• Available records
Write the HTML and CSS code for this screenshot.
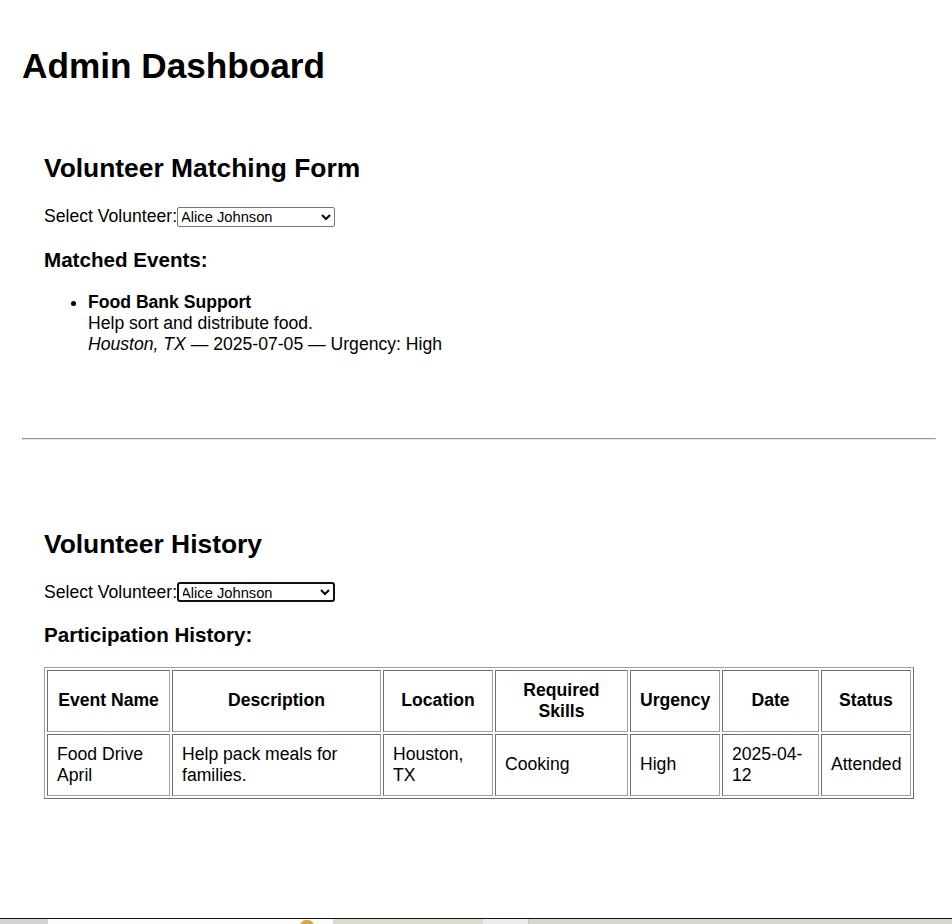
FILE: index.html
```html
<!DOCTYPE html>
<html lang="en">
<head>
<meta charset="utf-8">
<title>Admin Dashboard</title>
<link rel="stylesheet" href="styles.css">
</head>
<body>
<h1>Admin Dashboard</h1>

<section class="panel">
  <h2>Volunteer Matching Form</h2>
  <div class="field"><label for="vm">Select Volunteer:</label><select id="vm" class="picker"><option>Alice Johnson</option><option>Bob Martinez</option></select></div>
  <h3>Matched Events:</h3>
  <ul class="events">
    <li><strong>Food Bank Support</strong><br>Help sort and distribute food.<br><em>Houston, TX</em> — 2025-07-05 — Urgency: High</li>
  </ul>
</section>

<hr class="divider">

<section class="panel">
  <h2>Volunteer History</h2>
  <div class="field"><label for="vh">Select Volunteer:</label><select id="vh" class="picker picker-focus"><option>Alice Johnson</option><option>Bob Martinez</option></select></div>
  <h3>Participation History:</h3>
  <table class="history">
    <thead>
      <tr>
        <th class="c1">Event Name</th>
        <th class="c2">Description</th>
        <th class="c3">Location</th>
        <th class="c4">Required Skills</th>
        <th class="c5">Urgency</th>
        <th class="c6">Date</th>
        <th class="c7">Status</th>
      </tr>
    </thead>
    <tbody>
      <tr>
        <td>Food Drive April</td>
        <td>Help pack meals for families.</td>
        <td>Houston, TX</td>
        <td>Cooking</td>
        <td>High</td>
        <td>2025-04-12</td>
        <td>Attended</td>
      </tr>
    </tbody>
  </table>
</section>

<div class="taskbar">
  <span class="tb-a"></span><span class="tb-b"><i class="tb-icon"></i></span><span class="tb-c"></span><span class="tb-d"></span><span class="tb-e"></span>
</div>
</body>
</html>
```

FILE: styles.css
```css
html, body {
  background: #fff;
}
body {
  margin: 0;
  padding: 22px 16px 22px 22px;
  font-family: "Liberation Sans", Arial, sans-serif;
  font-size: 17.6px;
  color: #000;
}
h1 {
  font-size: 35.2px;
  margin: 23.6px 0;
}
.panel {
  padding: 22px;
}
.panel h2 {
  font-size: 26.4px;
  margin: 21.9px 0;
}
.panel h3 {
  font-size: 20.6px;
  margin: 20.6px 0 19.6px;
}
.field label {
  font-size: 17.6px;
}
.picker {
  font-family: "Liberation Sans", Arial, sans-serif;
  font-size: 14.7px;
  width: 158px;
  height: 20px;
  padding: 0;
  text-indent: -1px;
  border: 1px solid #767676;
  border-radius: 2px;
  background: #fff;
  color: #000;
  vertical-align: baseline;
}
.picker-focus {
  border: 2px solid #101010;
  border-radius: 3px;
  text-indent: -2px;
}
.events {
  margin: 20.6px 0 17.6px;
  padding-left: 44px;
}
.divider {
  margin: 43px 0 45px;
  height: 0;
  border-style: solid;
  border-width: 1px;
  border-color: #9a9a9a #e6e6e6 #e6e6e6 #9a9a9a;
}
.history {
  width: 870px;
  table-layout: fixed;
  border-collapse: separate;
  border-spacing: 2px;
  border: 1px solid;
  border-color: #a0a0a0 #6e6e6e #6e6e6e #a0a0a0;
}
.history th,
.history td {
  box-sizing: border-box;
  border: 1px solid;
  border-color: #6e6e6e #a0a0a0 #a0a0a0 #6e6e6e;
  padding: 9px;
  vertical-align: middle;
}
.history th {
  font-weight: bold;
  text-align: center;
}
.history td {
  text-align: left;
}
.c1 { width: 123px; }
.c2 { width: 209px; }
.c3 { width: 110px; }
.c4 { width: 133px; }
.c5 { width: 90px; }
.c6 { width: 97px; }
.c7 { width: 90px; }

.taskbar {
  position: fixed;
  left: 0;
  right: 0;
  bottom: 0;
  height: 5px;
  border-top: 1px solid #111;
  background: #d3d6cf;
  display: flex;
}
.tb-a { width: 48px; background: #d4d4d4; }
.tb-b { width: 285px; background: #fbfbfb; position: relative; }
.tb-icon {
  position: absolute;
  left: 252px;
  top: 1px;
  width: 14px;
  height: 6px;
  border-radius: 7px 7px 0 0;
  background: #d9a64a;
}
.tb-c { width: 150px; background: #d6ddcb; }
.tb-d { width: 45px; background: #ececec; border-right: 1px solid #c4c4c4; }
.tb-e { flex: 1; background: #d3d7cd; }
```
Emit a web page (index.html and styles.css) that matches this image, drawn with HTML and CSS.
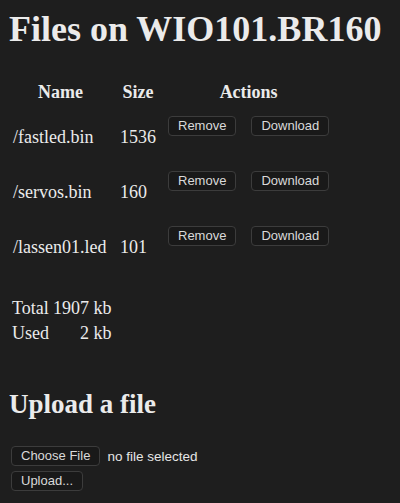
FILE: index.html
```html
<!DOCTYPE html>
<html lang="en">
<head>
    <meta charset="UTF-8">
    <meta name="viewport" content="width=device-width, initial-scale=1.0">
    <title>Files on WIO101.BR160</title>
    <link rel="stylesheet" href="styles.css">
</head>
<body>
    <h1>Files on WIO101.BR160</h1>

    <table class="files">
        <tr>
            <th class="name">Name</th>
            <th>Size</th>
            <th colspan="2">Actions</th>
        </tr>
        <tr>
            <td class="name">/fastled.bin</td>
            <td>1536</td>
            <td class="act"><button>Remove</button></td>
            <td class="act"><button>Download</button></td>
        </tr>
        <tr>
            <td class="name">/servos.bin</td>
            <td>160</td>
            <td class="act"><button>Remove</button></td>
            <td class="act"><button>Download</button></td>
        </tr>
        <tr>
            <td class="name">/lassen01.led</td>
            <td>101</td>
            <td class="act"><button>Remove</button></td>
            <td class="act"><button>Download</button></td>
        </tr>
    </table>

    <table class="usage">
        <tr><td>Total</td><td class="num">1907 kb</td></tr>
        <tr><td>Used</td><td class="num">2 kb</td></tr>
    </table>

    <h2>Upload a file</h2>
    <form class="upload">
        <div class="row">
            <button type="button">Choose File</button>
            <span class="picked">no file selected</span>
        </div>
        <div class="row">
            <button type="button">Upload...</button>
        </div>
    </form>
</body>
</html>
```

FILE: styles.css
```css
body {
    margin: 9px;
    background-color: #1e1e1e;
    color: #ebebeb;
    font-family: "Liberation Serif", "Times New Roman", serif;
    font-size: 18px;
}
h1 {
    font-size: 36px;
    line-height: 41px;
    margin: 0;
}
h2 {
    font-size: 27px;
    line-height: 31px;
    margin: 43px 0 0;
}
button {
    font-family: "Liberation Sans", Arial, sans-serif;
    font-size: 13px;
    line-height: 16px;
    color: #dadada;
    background-color: #191919;
    border: 1px solid #3c3c3c;
    border-radius: 4px;
    padding: 1px 9px;
    margin: 0;
}
.files {
    border-spacing: 0;
    margin-top: 25px;
}
.files th,
.files td {
    padding: 0 8px 0 4px;
}
.files th {
    height: 35px;
}
.files td {
    height: 55px;
}
.files .name {
    width: 95px;
}
.files .act {
    vertical-align: middle;
}
.files .act:first-of-type {
    padding-left: 5px;
}
.files .act + .act {
    padding-left: 7px;
}
.files .act button {
    margin-bottom: 26px;
}
.usage {
    border-spacing: 0;
    margin-top: 21px;
}
.usage td {
    padding: 0 0 0 3px;
    line-height: 25px;
}
.usage .num {
    padding-left: 4px;
    text-align: right;
}
.upload {
    margin-top: 26px;
    padding-left: 2px;
}
.upload .row {
    display: flex;
    align-items: center;
    gap: 7px;
    margin-bottom: 5px;
}
.picked {
    font-family: "Liberation Sans", Arial, sans-serif;
    font-size: 13.5px;
    color: #e6e6e6;
}
```
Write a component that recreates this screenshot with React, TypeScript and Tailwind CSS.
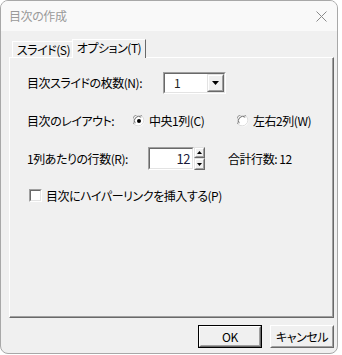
import React from "react";

const font = { fontFamily: "'Noto Sans CJK JP', 'Noto Sans', sans-serif" };

function Sunken({ className = "", children }: { className?: string; children?: React.ReactNode }) {
  return (
    <div className={`border border-t-[#a0a0a0] border-l-[#a0a0a0] border-r-white border-b-white ${className}`}>
      <div className="h-full w-full border border-t-[#696969] border-l-[#696969] border-r-[#e3e3e3] border-b-[#e3e3e3] bg-white flex">
        {children}
      </div>
    </div>
  );
}

function Raised({ className = "", children }: { className?: string; children?: React.ReactNode }) {
  return (
    <div className={`border border-t-[#e3e3e3] border-l-[#e3e3e3] border-r-[#696969] border-b-[#696969] ${className}`}>
      <div className="h-full w-full border border-t-white border-l-white border-r-[#a0a0a0] border-b-[#a0a0a0] bg-[#f0f0f0] flex items-center justify-center">
        {children}
      </div>
    </div>
  );
}

function Radio({ checked }: { checked?: boolean }) {
  return (
    <svg width="12" height="12" viewBox="0 0 12 12" className="shrink-0">
      <circle cx="6" cy="6" r="5.5" fill="#fff" />
      <path d="M1.2 9.2 A5.5 5.5 0 0 1 9.2 1.2" fill="none" stroke="#8c8c8c" strokeWidth="1" />
      <path d="M9.2 1.2 A5.5 5.5 0 0 1 1.2 9.2" fill="none" stroke="#dcdcdc" strokeWidth="1" />
      <path d="M2.2 8.2 A4.3 4.3 0 0 1 8.2 2.2" fill="none" stroke="#6a6a6a" strokeWidth="1" />
      {checked && <circle cx="6" cy="6" r="2" fill="#000" />}
    </svg>
  );
}

function Btn({ children, def }: { children: React.ReactNode; def?: boolean }) {
  if (def) {
    return (
      <div className="w-[64px] h-[23px] border border-black">
        <div className="h-full w-full border border-t-white border-l-white border-r-[#696969] border-b-[#696969]">
          <div className="h-full w-full border border-t-[#f0f0f0] border-l-[#f0f0f0] border-r-[#a0a0a0] border-b-[#a0a0a0] flex items-center justify-center text-[12px] text-black">
            {children}
          </div>
        </div>
      </div>
    );
  }
  return (
    <div className="w-[64px] h-[23px] border border-t-white border-l-white border-r-[#696969] border-b-[#696969]">
      <div className="h-full w-full border border-t-[#f0f0f0] border-l-[#f0f0f0] border-r-[#a0a0a0] border-b-[#a0a0a0] flex items-center justify-center text-[12px] text-black">
        {children}
      </div>
    </div>
  );
}

export default function App() {
  return (
    <div className="w-[342px] h-[355px] bg-white overflow-hidden [font-feature-settings:'palt']" style={font}>
      <div className="w-[338px] h-[354px] border border-[#a8a8a8] rounded-[8px] overflow-hidden flex flex-col bg-[#f0f0f0]">
        {/* title bar */}
        <div className="h-[30px] bg-[#f9f9f9] flex items-center justify-between pl-[8px] pr-[10px] shrink-0">
          <span className="text-[12px] text-[#9a9a9a] tracking-[-0.4px] leading-none">目次の作成</span>
          <svg width="11" height="11" viewBox="0 0 11 11">
            <path d="M0.5 0.5 L10.5 10.5 M10.5 0.5 L0.5 10.5" stroke="#8a8a8a" strokeWidth="1" />
          </svg>
        </div>
        {/* body */}
        <div className="flex-1 flex flex-col pl-[8px] pt-[8px] text-[12px] text-black leading-none tracking-[-0.45px]">
          {/* tabs */}
          <div className="flex items-end h-[18px] ml-[3px] relative z-10">
            <div className="w-[61px] h-[16px] border-l border-t border-l-white border-t-white border-r border-r-[#696969] flex items-center justify-center pl-[2px]">
              スライド(S)
            </div>
            <div className="w-[74px] h-[19px] -ml-[1px] -mb-[1px] bg-[#f0f0f0] border-l border-t border-l-white border-t-white border-r border-r-[#696969] flex items-center justify-center pb-[2px]">
              オプション(T)
            </div>
          </div>
          {/* panel */}
          <div className="w-[325px] h-[261px] border border-t-white border-l-white border-r-[#696969] border-b-[#696969]">
            <div className="h-full w-full border-r border-b border-r-[#a0a0a0] border-b-[#a0a0a0] flex flex-col pl-[17px]">
              {/* row 1 */}
              <div className="flex items-center h-[22px] mt-[14px]">
                <div className="w-[136px]">目次スライドの枚数(N):</div>
                <Sunken className="w-[63px] h-[22px]">
                  <div className="flex-1 flex items-center pl-[9px] text-[#222]">1</div>
                  <Raised className="w-[17px] h-full">
                    <svg width="7" height="4" viewBox="0 0 7 4">
                      <path d="M0 0 H7 L3.5 4 Z" fill="#000" />
                    </svg>
                  </Raised>
                </Sunken>
              </div>
              {/* row 2 */}
              <div className="flex items-center h-[22px] mt-[16px]">
                <div className="w-[106px]">目次のレイアウト:</div>
                <div className="w-[104px] flex items-center gap-[4px]">
                  <Radio checked />
                  <span>中央1列(C)</span>
                </div>
                <div className="flex items-center gap-[4px]">
                  <Radio />
                  <span>左右2列(W)</span>
                </div>
              </div>
              {/* row 3 */}
              <div className="flex items-center h-[23px] mt-[15px]">
                <div className="w-[121px]">1列あたりの行数(R):</div>
                <Sunken className="w-[46px] h-[23px]">
                  <div className="flex-1 flex items-center justify-end pr-[2px] text-[13px] text-[#1a1a3a]">12</div>
                </Sunken>
                <div className="w-[11px] h-[23px] flex flex-col">
                  <Raised className="w-full h-[11px]">
                    <svg width="5" height="3" viewBox="0 0 5 3">
                      <path d="M0 3 H5 L2.5 0 Z" fill="#000" />
                    </svg>
                  </Raised>
                  <Raised className="w-full h-[12px]">
                    <svg width="5" height="3" viewBox="0 0 5 3">
                      <path d="M0 0 H5 L2.5 3 Z" fill="#000" />
                    </svg>
                  </Raised>
                </div>
                <div className="ml-[23px]">合計行数: 12</div>
              </div>
              {/* row 4 */}
              <div className="flex items-center h-[13px] mt-[19px] ml-[2px]">
                <div className="w-[13px] h-[13px] border border-t-[#a0a0a0] border-l-[#a0a0a0] border-r-white border-b-white">
                  <div className="w-full h-full border border-t-[#696969] border-l-[#696969] border-r-[#e3e3e3] border-b-[#e3e3e3] bg-white" />
                </div>
                <span className="ml-[4px]">目次にハイパーリンクを挿入する(P)</span>
              </div>
            </div>
          </div>
          {/* buttons */}
          <div className="w-[325px] flex justify-end gap-[8px] mt-[7px]">
            <Btn def>OK</Btn>
            <Btn>キャンセル</Btn>
          </div>
        </div>
      </div>
    </div>
  );
}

• Goal
Count all lines of the data that include "React". The answer is the number alone.

• Answer to the problem
5